According to an article in the Laconia Citizen, the enactment date of a long-heralded (by environmentalists, anyway) enhancement to the state’s Shoreland Protection Act may be pushed back from April 1 to July 1 if an amendment before the state Senate passes.
The amendment was proposed after waterfront landowners and builders were worried that the sate Department of Environmental Services (DES) is still finalizing specific details of the new Shoreland Protection Act with April 1 just around the corner, the Citizen reported.
Naturally, this delay most radically impacts Lake Winnipesaukee, the state’s largest lake with approximately 288 miles of shoreline and officially 253 islands (local lore says there is an island for every day of the year if you include some rocky “up-croppings”).

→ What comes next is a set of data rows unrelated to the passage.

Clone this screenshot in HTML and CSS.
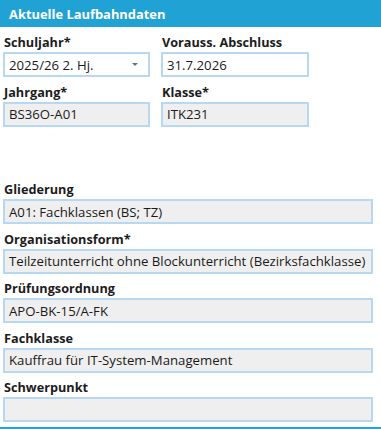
FILE: index.html
```html
<!DOCTYPE html>
<html lang="de">
<head>
<meta charset="utf-8">
<link rel="stylesheet" href="styles.css">
</head>
<body>
<div class="panel">
  <div class="header">Aktuelle Laufbahndaten</div>
  <div class="content">
    <div class="grid2">
      <div class="group first">
        <div class="label">Schuljahr*</div>
        <div class="field white select"><span>2025/26 2. Hj.</span><span class="arrow"></span></div>
      </div>
      <div class="group first">
        <div class="label">Vorauss. Abschluss</div>
        <div class="field white">31.7.2026</div>
      </div>
      <div class="group">
        <div class="label">Jahrgang*</div>
        <div class="field">BS36O-A01</div>
      </div>
      <div class="group">
        <div class="label">Klasse*</div>
        <div class="field">ITK231</div>
      </div>
    </div>
    <div class="spacer"></div>
    <div class="group">
      <div class="label">Gliederung</div>
      <div class="field">A01: Fachklassen (BS; TZ)</div>
    </div>
    <div class="group">
      <div class="label">Organisationsform*</div>
      <div class="field">Teilzeitunterricht ohne Blockunterricht (Bezirksfachklasse)</div>
    </div>
    <div class="group">
      <div class="label">Prüfungsordnung</div>
      <div class="field">APO-BK-15/A-FK</div>
    </div>
    <div class="group">
      <div class="label">Fachklasse</div>
      <div class="field">Kauffrau für IT-System-Management</div>
    </div>
    <div class="group">
      <div class="label">Schwerpunkt</div>
      <div class="field"></div>
    </div>
  </div>
  <div class="bottomline"></div>
</div>
</body>
</html>
```
FILE: styles.css
```css
html, body {
  margin: 0;
  padding: 0;
  background: #ffffff;
}
body {
  font-family: "Open Sans", "Noto Sans", sans-serif;
  color: #1c1c1c;
  width: 381px;
  height: 429px;
  overflow: hidden;
}
.panel {
  display: flex;
  flex-direction: column;
  height: 429px;
}
.header {
  height: 27px;
  background: #21a2d4;
  color: #ffffff;
  font-weight: 700;
  font-size: 12.9px;
  padding-left: 9px;
  display: flex;
  align-items: center;
  box-sizing: border-box;
  padding-top: 1px;
}
.content {
  padding: 0 8px 0 3px;
  flex: 1;
  display: flex;
  flex-direction: column;
}
.grid2 {
  display: grid;
  grid-template-columns: 147px 148px;
  column-gap: 11px;
}
.spacer {
  height: 48px;
}
.group {
  display: flex;
  flex-direction: column;
}
.label {
  height: 24.5px;
  display: flex;
  align-items: flex-end;
  padding-bottom: 2px;
  box-sizing: border-box;
  font-weight: 700;
  font-size: 12.7px;
  line-height: 16px;
  padding-left: 1px;
}
.group.first .label {
  height: 25px;
}
.field {
  height: 25px;
  box-sizing: border-box;
  border: 2px solid #b6d8f3;
  background: #efefef;
  font-size: 13.2px;
  color: #1a1a1a;
  padding: 0 4px;
  display: flex;
  align-items: center;
  white-space: nowrap;
  overflow: hidden;
}
.field.white {
  background: #ffffff;
}
.select {
  justify-content: space-between;
  padding-right: 10px;
}
.arrow {
  width: 0;
  height: 0;
  border-left: 3px solid transparent;
  border-right: 3px solid transparent;
  border-top: 3px solid #5f7391;
}
.bottomline {
  height: 2px;
  background: #1ea6da;
  margin-top: auto;
}
```
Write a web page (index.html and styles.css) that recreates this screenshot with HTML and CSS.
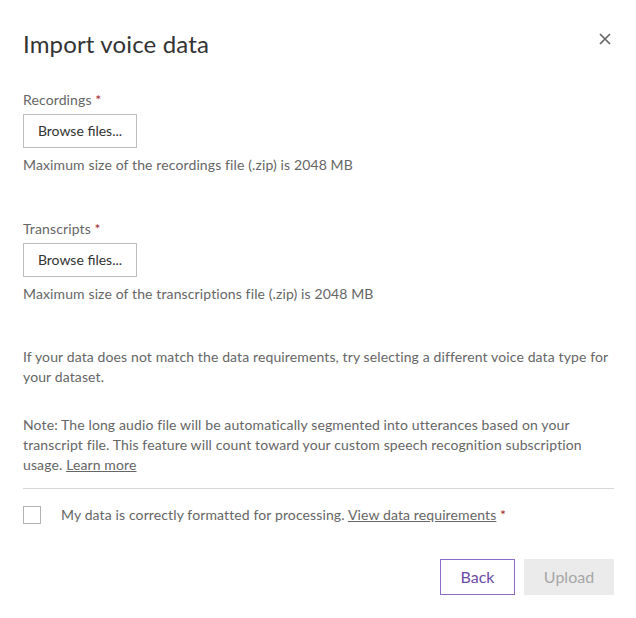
FILE: index.html
```html
<!DOCTYPE html>
<html lang="en">
<head>
<meta charset="utf-8">
<title>Import voice data</title>
<link rel="stylesheet" href="styles.css">
</head>
<body>
<div class="dialog">
  <div class="header">
    <h1 class="title">Import voice data</h1>
    <button class="close" aria-label="Close">
      <svg width="12" height="12" viewBox="0 0 12 12"><path d="M1 1L11 11M11 1L1 11" stroke="#666" stroke-width="1.7" fill="none"/></svg>
    </button>
  </div>

  <div class="field first">
    <div class="label">Recordings <span class="req">*</span></div>
    <button class="browse">Browse files...</button>
    <div class="hint">Maximum size of the recordings file (.zip) is 2048 MB</div>
  </div>

  <div class="field">
    <div class="label">Transcripts <span class="req">*</span></div>
    <button class="browse">Browse files...</button>
    <div class="hint">Maximum size of the transcriptions file (.zip) is 2048 MB</div>
  </div>

  <p class="para p1">If your data does not match the data requirements, try selecting a different voice data type for your dataset.</p>
  <p class="para p2">Note: The long audio file will be automatically segmented into utterances based on your transcript file. This feature will count toward your custom speech recognition subscription usage. <a class="link" href="#">Learn more</a></p>

  <div class="sep"></div>

  <label class="check">
    <span class="box"></span>
    <span class="check-text">My data is correctly formatted for processing. <a class="link" href="#">View data requirements</a> <span class="req">*</span></span>
  </label>

  <div class="actions">
    <button class="btn back">Back</button>
    <button class="btn upload" disabled>Upload</button>
  </div>
</div>
</body>
</html>
```
FILE: styles.css
```css
* { box-sizing: border-box; }
html, body { margin: 0; padding: 0; background: #fff; }
body {
  font-family: Lato, "Noto Sans", sans-serif;
  font-size: 14px;
  line-height: 20px;
  letter-spacing: 0.12px;
  color: #666;
}
.dialog {
  width: 636px;
  padding: 28px 22px 0 23px;
}
.header {
  display: flex;
  justify-content: space-between;
  align-items: flex-start;
}
.title {
  margin: 0;
  font-size: 24px;
  line-height: 32px;
  font-weight: 400;
  letter-spacing: 0.15px;
  color: #333;
}
.close {
  border: 0;
  background: none;
  padding: 0;
  margin: 5px 3px 0 0;
  width: 12px;
  height: 12px;
  display: flex;
}
.field.first { margin-top: 30px; }
.field { margin-top: 44px; }
.label { color: #666; }
.req { color: #a4262c; }
.browse {
  display: block;
  margin-top: 4px;
  height: 34px;
  width: 114px;
  border: 1px solid #bdbdbd;
  background: #fff;
  font: inherit;
  color: #333;
  padding: 0;
}
.hint { margin-top: 7px; }
.para { margin: 0; }
.p1 { margin-top: 43px; }
.p2 { margin-top: 28px; }
.link { color: #666; text-decoration: underline; }
.sep {
  margin-top: 13px;
  height: 1px;
  background: #d6d6d6;
}
.check {
  display: flex;
  align-items: center;
  margin-top: 16px;
  height: 20px;
}
.box {
  width: 18px;
  height: 18px;
  border: 1px solid #b3b3b3;
  flex: none;
}
.check-text { margin-left: 20px; }
.actions {
  display: flex;
  justify-content: flex-end;
  gap: 9px;
  margin-top: 34px;
}
.btn {
  height: 36px;
  font: inherit;
  font-size: 16px;
  padding: 0;
}
.back {
  width: 75px;
  border: 1px solid #8a6bc8;
  background: #fff;
  color: #6c4ba8;
}
.upload {
  width: 90px;
  border: 0;
  background: #ebebeb;
  color: #a6a6a6;
}
```
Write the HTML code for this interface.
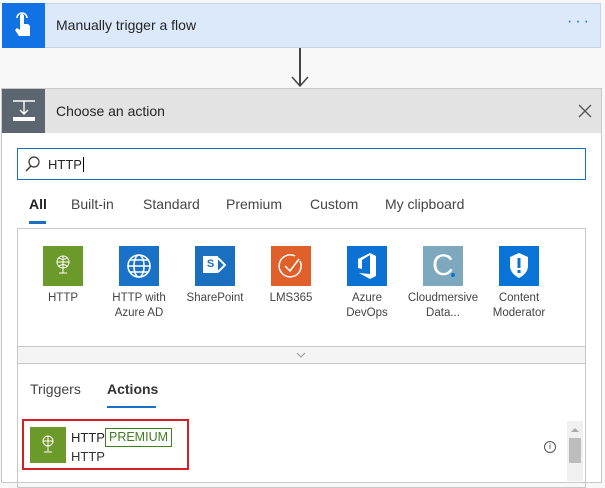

As I have mentioned previously on this blog, my family has owned a place on one of Winnipesaukee’s islands for decades and I have been spending summer weekends there my entire life. We have kept our place largely the same as it was when my family ran the property as a parent’s camp, only cutting down trees when they were dead or posed a significant safety or property damage threat and allowing the wild berry bushes and other natural trees and plants that propagate the shoreline to grow at will.
Unfortunately, far too many summer cabins have been demolished and replaced by large mansion-like homes. To exacerbate problems, the property owners around the lake have clear cut or significantly reduced the natural plant and tree growth in exchange for wide swaths of lawns and beaches.
These actions have made a tougher Shoreland Protection Act a necessity in order to maintain the habitats that support families of loons and other aquatic species. Fortunately, the New Hampshire legislature stepped up and revised the act, closing several loopholes and requiring a state permit for all construction work done within 250 feet of a shoreline. Here and here are links to discussion forums relating to the act.
It is unfortunate that the legislature is now considering pushing the start date back to July 1 although the landowners and builders have legitimate concerns. They cannot reasonably be expected to comply with a law that’s parameters have not been finalized less than two weeks before it was to be implemented. Perhaps the real question that needs some investigating is why didn’t DES finalize the rules sooner?